Oynanan büyük oyunu görebilmek için olaylardan çok, ardından gelenlere bakmak; yani yarattığı sonuçlara odaklanmak gerek.
Pirincin içindeki siyah değil, beyaz taşlardır, asıl tehlikeli olan… Bazı insanlar da hiç farkında olmadan yıllarca kullanılmış olabilirler.
O gün için olumlu görünen bazı olayların olumsuzluğu, yıllar sonra ortaya çıkabilir.
28 Şubat’ı düşünelim…
Bizim laik kesimi o günlerde mutlu eden ‘sözde Atatürkçü’ bu post-modern darbe, hangi sonuçları yarattı?
Kesintisiz 8 yıl eğitimle asıl bitirilen imam hatip ortaokulları değil, Anadolu ve fen liseleri oldu.
Önceden bu okullara yönelen zeki çocuklar, FETÖ’nün okullarına kaydırıldı. Devletin yeterli yurt açmayışı sonucu, birçok öğrenci cemaat yurtlarına yollandı.
Köylerdeki aydın öğretmenler uzaklaşınca, meydan imamlara kaldı.
Antikapitalist Erbakan’dan kurtulundu; Gül ve Erdoğan'ın önleri açıldı.

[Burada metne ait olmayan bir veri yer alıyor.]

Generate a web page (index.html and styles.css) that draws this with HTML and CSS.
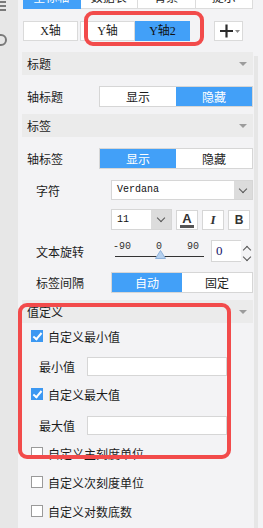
FILE: index.html
```html
<!DOCTYPE html>
<html lang="zh">
<head>
    <meta charset="UTF-8">
    <meta name="viewport" content="width=device-width, initial-scale=1.0">
    <title>坐标轴设置</title>
    <link rel="stylesheet" href="styles.css">
</head>
<body>
    <div class="app">
        <div class="sidebar">
            <svg class="side-icon" width="10" height="14" viewBox="0 0 10 14">
                <path d="M-4 2 H6 M-4 6 H6 M-4 10 H6" stroke="#7a7a7a" stroke-width="2" fill="none"/>
            </svg>
            <svg class="side-icon side-icon-round" width="10" height="14" viewBox="0 0 10 14">
                <circle cx="1" cy="7" r="5" stroke="#7a7a7a" stroke-width="2" fill="none"/>
            </svg>
        </div>

        <div class="main">
            <div class="tabs">
                <div class="tab active">全标轴</div>
                <div class="tab">数据表</div>
                <div class="tab">背景</div>
                <div class="tab">提示</div>
            </div>

            <div class="axis-bar">
                <div class="axis-btn">X轴</div>
                <div class="axis-btn axis-gap">Y轴</div>
                <div class="axis-btn active">Y轴2</div>
                <div class="add-btn">
                    <svg width="26" height="18" viewBox="0 0 26 18">
                        <path d="M4 9 H17 M10.5 2.5 V15.5" stroke="#2b2b2b" stroke-width="2.2" fill="none"/>
                        <path d="M19 8 H24 L21.5 11 Z" fill="#8a8a8a"/>
                    </svg>
                </div>
            </div>

            <div class="scroll">
                <div class="panel">
                    <div class="section-head">标题<span class="caret"></span></div>
                    <div class="row">
                        <div class="label">轴标题</div>
                        <div class="toggle wide">
                            <div class="opt">显示</div>
                            <div class="opt on">隐藏</div>
                        </div>
                    </div>

                    <div class="section-head">标签<span class="caret"></span></div>
                    <div class="row">
                        <div class="label">轴标签</div>
                        <div class="toggle wide">
                            <div class="opt on">显示</div>
                            <div class="opt">隐藏</div>
                        </div>
                    </div>
                    <div class="sub">
                        <div class="label">字符</div>
                        <div class="select font-select">
                            <span class="select-text">Verdana</span>
                            <span class="select-arrow"><i class="chev"></i></span>
                        </div>
                    </div>
                    <div class="sub style-row">
                        <div class="select size-select">
                            <span class="select-text">11</span>
                            <span class="select-arrow"><i class="chev"></i></span>
                        </div>
                        <div class="icon-btn color-btn">
                            <span class="color-a">A</span>
                            <span class="color-bar"></span>
                        </div>
                        <div class="icon-btn italic-btn">I</div>
                        <div class="icon-btn bold-btn">B</div>
                    </div>
                    <div class="sub rotate-row">
                        <div class="label">文本旋转</div>
                        <div class="slider">
                            <div class="ticks">
                                <span>-90</span>
                                <span>0</span>
                                <span>90</span>
                            </div>
                            <div class="track"></div>
                            <svg class="thumb" width="11" height="9" viewBox="0 0 11 9">
                                <path d="M5.5 0.5 L10.5 8.5 H0.5 Z" fill="#b4d0ef" stroke="#8fb2da"/>
                            </svg>
                        </div>
                        <div class="number">0</div>
                        <div class="spinner">
                            <i class="chev up"></i>
                            <i class="chev"></i>
                        </div>
                    </div>
                    <div class="sub">
                        <div class="label">标签间隔</div>
                        <div class="toggle">
                            <div class="opt on">自动</div>
                            <div class="opt">固定</div>
                        </div>
                    </div>

                    <div class="section-head value-head">值定义<span class="caret"></span></div>
                    <div class="opts">
                        <div class="check"><span class="box checked"></span>自定义最小值</div>
                        <div class="field">
                            <div class="field-label">最小值</div>
                            <div class="text-input"></div>
                        </div>
                        <div class="check"><span class="box checked"></span>自定义最大值</div>
                        <div class="field">
                            <div class="field-label">最大值</div>
                            <div class="text-input"></div>
                        </div>
                        <div class="check"><span class="box"></span>自定义主刻度单位</div>
                        <div class="check"><span class="box"></span>自定义次刻度单位</div>
                        <div class="check"><span class="box"></span>自定义对数底数</div>
                    </div>
                </div>
                <div class="scrollbar"></div>
            </div>
        </div>
    </div>

    <div class="mark mark-axis"></div>
    <div class="mark mark-value"></div>
</body>
</html>
```

FILE: styles.css
```css
body {
    margin: 0;
    padding: 0;
    width: 263px;
    height: 528px;
    overflow: hidden;
    background-color: #f3f3f5;
    font-family: "Noto Sans CJK SC", sans-serif;
    font-size: 12px;
    color: #1c1c1c;
    position: relative;
}
.app {
    display: flex;
    height: 528px;
}
.sidebar {
    flex: none;
    width: 18px;
    background-color: #e7e7e7;
    display: flex;
    flex-direction: column;
}
.side-icon-round {
    margin-top: 19px;
}
.main {
    flex: none;
    padding-left: 4px;
    width: 241px;
}

/* top tabs, cut off by the window */
.tabs {
    display: flex;
    width: 230px;
    height: 22px;
    margin: -13px 0 0 1px;
    background-color: #fff;
}
.tab {
    flex: 1;
    text-align: center;
    line-height: 20px;
    border-right: 1px solid #dcdcdc;
    border-bottom: 1px solid #dcdcdc;
}
.tab.active {
    background-color: #42a0f8;
    color: #fff;
    border-color: #42a0f8;
}

/* axis switch */
.axis-bar {
    display: flex;
    height: 20px;
    margin: 12px 0 0 1px;
}
.axis-btn {
    flex: none;
    width: 55px;
    box-sizing: border-box;
    background-color: #fff;
    border: 1px solid #dadada;
    text-align: center;
    line-height: 18px;
    font-family: "Liberation Serif", "Noto Sans CJK SC", serif;
}
.axis-gap {
    margin-left: 2px;
}
.axis-btn.active {
    background-color: #42a0f8;
    border-color: #42a0f8;
    color: #111;
}
.add-btn {
    flex: none;
    margin-left: 24px;
    width: 29px;
    height: 20px;
    box-sizing: border-box;
    background-color: #fff;
    border: 1px solid #dadada;
    display: flex;
    align-items: center;
    justify-content: center;
}

.scroll {
    display: flex;
    margin-top: 11px;
}
.panel {
    flex: none;
    width: 231px;
}
.scrollbar {
    flex: none;
    width: 4px;
    margin: 4px 0 0 1px;
    height: 480px;
    background-color: #e6e6e6;
}

.section-head {
    height: 23px;
    line-height: 23px;
    padding: 0 5px;
    background-color: #ebebeb;
    display: flex;
    justify-content: space-between;
    align-items: center;
}
.caret {
    width: 0;
    height: 0;
    border-left: 4px solid transparent;
    border-right: 4px solid transparent;
    border-top: 4px solid #9c9c9c;
    margin-right: 1px;
}

.row {
    display: flex;
    align-items: center;
    padding: 11px 0 7px 5px;
}
.row .label {
    flex: none;
    width: 72px;
}
.sub {
    display: flex;
    align-items: center;
    padding-left: 14px;
    margin-top: 10px;
}
.sub > * {
    flex: none;
}
.sub .label {
    width: 75px;
}
.row + .sub {
    margin-top: 4px;
}

.toggle {
    display: flex;
    width: 142px;
    height: 21px;
    box-sizing: border-box;
    border: 1px solid #d6d6d6;
    background-color: #fff;
}
.toggle.wide {
    width: 154px;
}
.opt {
    flex: 1;
    text-align: center;
    line-height: 19px;
}
.opt.on {
    background-color: #42a0f8;
    color: #fff;
}

.select {
    display: flex;
    height: 20px;
    box-sizing: border-box;
    border: 1px solid #d6d6d6;
    background-color: #fff;
}
.font-select {
    width: 142px;
}
.select-text {
    flex: 1;
    padding-left: 5px;
    line-height: 18px;
    font-family: "Liberation Mono", monospace;
    font-size: 10px;
    color: #111;
}
.select-arrow {
    width: 18px;
    background-color: #dcdcdc;
    display: flex;
    align-items: center;
    justify-content: center;
}
.chev {
    display: block;
    width: 5px;
    height: 5px;
    border-right: 1px solid #555;
    border-bottom: 1px solid #555;
    transform: rotate(45deg);
    margin-top: -3px;
}
.chev.up {
    transform: rotate(-135deg);
    margin-top: 3px;
}

.style-row {
    padding-left: 89px;
    margin-top: 9px;
}
.size-select {
    width: 61px;
    height: 21px;
}
.size-select .select-text {
    line-height: 19px;
}
.size-select .select-arrow {
    width: 20px;
}
.icon-btn {
    width: 22px;
    height: 20px;
    box-sizing: border-box;
    border: 1px solid #d6d6d6;
    background-color: #fff;
    margin-left: 4px;
    text-align: center;
    line-height: 18px;
}
.color-btn {
    display: flex;
    flex-direction: column;
    align-items: center;
}
.color-a {
    font-family: "Liberation Sans", sans-serif;
    font-weight: bold;
    font-size: 13px;
    line-height: 13px;
    margin-top: 1px;
    color: #333;
}
.color-bar {
    width: 14px;
    height: 3px;
    background-color: #555;
}
.italic-btn {
    font-family: "Liberation Serif", serif;
    font-style: italic;
    font-weight: bold;
    font-size: 13px;
    color: #333;
}
.bold-btn {
    font-family: "Liberation Sans", sans-serif;
    font-weight: bold;
    font-size: 12px;
    color: #333;
}

.rotate-row {
    height: 22px;
}
.slider {
    width: 94px;
    height: 22px;
    position: relative;
}
.ticks {
    display: flex;
    justify-content: space-between;
    width: 86px;
    font-family: "Liberation Mono", monospace;
    font-size: 10px;
    line-height: 10px;
    color: #333;
    padding: 2px 0 0 2px;
}
.track {
    margin: 4px 0 0 4px;
    width: 89px;
    height: 1px;
    background-color: #333;
}
.thumb {
    position: absolute;
    left: 44px;
    top: 10px;
}
.number {
    width: 30px;
    height: 22px;
    box-sizing: border-box;
    border: 1px solid #d6d6d6;
    border-right: none;
    background-color: #fff;
    margin-left: 6px;
    padding-left: 4px;
    line-height: 20px;
    font-family: "Liberation Serif", serif;
    font-size: 13px;
    color: #16166a;
}
.spinner {
    width: 12px;
    height: 22px;
    display: flex;
    flex-direction: column;
    align-items: center;
    justify-content: space-around;
    padding-top: 2px;
    box-sizing: border-box;
}

.value-head {
    margin-top: 7px;
}
.opts {
    padding: 3px 0 0 9px;
}
.check {
    display: flex;
    align-items: center;
    height: 20px;
}
.check + .check {
    margin-top: 9px;
}
.box {
    flex: none;
    width: 12px;
    height: 12px;
    box-sizing: border-box;
    border: 1px solid #9a9a9a;
    background-color: #fff;
    margin-right: 5px;
    position: relative;
}
.box.checked {
    background-color: #3c98f2;
    border-color: #3c98f2;
}
.box.checked::after {
    content: "";
    position: absolute;
    left: 3px;
    top: 0px;
    width: 3px;
    height: 7px;
    border-right: 2px solid #fff;
    border-bottom: 2px solid #fff;
    transform: rotate(40deg);
}
.field {
    display: flex;
    align-items: center;
    margin: 11px 0 8px 8px;
}
.field-label {
    flex: none;
    width: 48px;
}
.text-input {
    flex: none;
    width: 140px;
    height: 19px;
    box-sizing: border-box;
    border: 1px solid #d6d6d6;
    background-color: #fff;
}
.field + .check {
    margin-top: 0;
}
.field + .check + .field {
    margin-top: 12px;
}
.field + .check + .field + .check {
    margin-top: 1px;
}

/* red highlight frames drawn over the panel */
.mark {
    position: absolute;
    box-sizing: border-box;
    border: 4px solid #f24b4b;
    border-radius: 9px;
}
.mark-axis {
    left: 84px;
    top: 11px;
    width: 120px;
    height: 35px;
}
.mark-value {
    left: 18px;
    top: 303px;
    width: 213px;
    height: 156px;
}
```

Hüsamettin Özkan'ın uyarısı ile Fethullah Gülen’in ABD’ye kaçmasına sevinmiştik. Ama orada CIA işbirliği ile örgütünü çok daha büyüttü.
Bizlere yakın olan Ahmet Necdet Sezer’in cumhurbaşkanı olmasıyla da mutlu olduk; ama onun döneminde AKP/FETÖ çok yol aldı.
Sezer’in, Hüsamettin Özkan'ın bir ABD gezisinin hemen ardından görüştüğü, Gülen'e yakın Afyon milletvekili Gaffar Yakın’ın önerisi ile seçilmiş olması çok düşündürücü… Hüsamettin Özkan’a kızarak fırlattığı Anayasa kitapçığının nedense ekonomiyi altüst ettiğini hatırlamakta da fayda var.
Devlet Bahçeli, Hüsamettin Özkan ve Kemal Derviş’in ayak oyunları ile DSP-ANAP-MHP koalisyonu bozulduğunda da mutluyduk. Bu koalisyonun bozulması ile yeni kurulmuş AKP’nin iktidara gelmesi sağlandı. AKP-FETÖ işbirliği ile hazırlanan Ergenekon komplosu ile Ordu ağır hasar gördü.
‘Gül’ gibi geçinen AKP ve FETÖ’nün 17-25 Aralık’ta karşı karşıya gelmeleri ve birçok yolsuzluğun ortaya çıkması ile de umutlanmıştık, ama bu yolsuzlukların üzeri bir bir örtüldü.
FETÖ ile mücadele sürecinde “Geliyorum” diyen darbeye karşı önlem alınmadı ve darbe girişimini son referandum izledi.
Neden mi anımsattım bunları?
Tüm bu senaryoyu yazanların temel amacı, Türkiye'nin geleceğinin tek bir kişinin iki dudağı arasına teslim edilmesi miydi yoksa?
Erdoğan mı, yoksa sonrasındaki lider mi hedefleniyordu, istekleri yaptırtmak için?
Adalet Yürüyüşü’ne de çok sevindik ve umutlandık.
Ama tıpkı Gezi Olayları’nda olduğu gibi gazımız mı alındı acaba?
Ardından ne/neler gelecek?
En önemlisi:
“Yazılan bu kötü senaryoyu nasıl değiştirebiliriz?”